During that afternoon while Elizabeth was riding along the trail with Mr. Call she spent the time mending his coat, which was badly tattered. Welcoming the opportunity of repaying him for the ride he was giving her. When they reached the camp that night it was impossible for Elizabeth to get out of the wagon, or to take a step so she was carried to the campfire where boots were cut off, and her feet wrapped in gunny sacks. Her feet were so black from the continued freezing that it was feared they must be amputated to the knees. But she would not consent to this, as did quite a number of her unfortunate companions, but her recovery was due only to her great faith and persistent care that she received. Even under those adverse conditions her feet were carefully bathed in warm water every night and morning.
It was Jesse Perkins of South Bountiful, a member of the relief party, who carried Elizabeth back and forth from the wagon to the camp fire every day for the remainder of the journey to the Salt Lake Valley, as it was impossible for her to walk any more until after she reached Utah.
Elizabeth with other emigrants of the Martin Handcart Company, arrived in Salt Lake City on Sunday November 30th, 1856, just as the Sabbath meeting was out.

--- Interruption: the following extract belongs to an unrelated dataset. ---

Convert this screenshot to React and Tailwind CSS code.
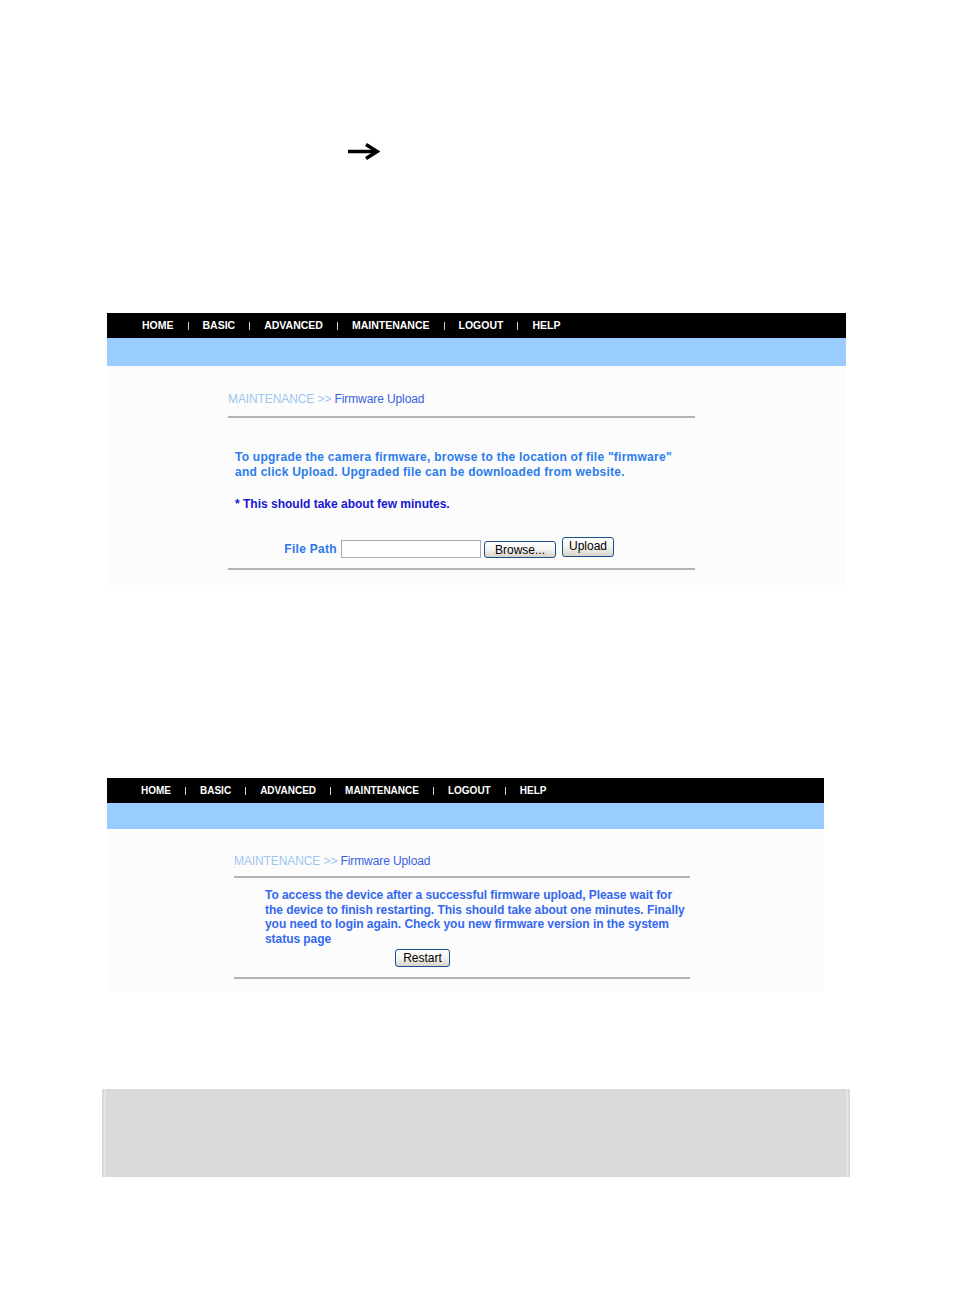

When she saw that cheerful, happy throng of pioneers, so clean and neatly dressed and compared them with her own Country people in their pitiful tattered clothing, hungry, bedraggled and frost bitten, she could no longer restrain her tears, the first she had shed on that long tragic pilgrimage across the plains, where she had faced danger and death and every privation. And where she had left her brother buried in the snow. The only relative she had in this new land and the only member of that company that she had ever known before leaving her native land.
Elizabeth, after her arrival in the valley, lived at the home of Anson Call in Bountiful, until she was married the next March. She was married in the Salt Lake Endowment House in Salt Lake City, Utah on the 13th of March, 1857 to John Telford of Bountiful, Utah. He was a pioneer of 1851.
They resided in Bountiful for many years where they built a good brick house on their small farm in East Bountiful.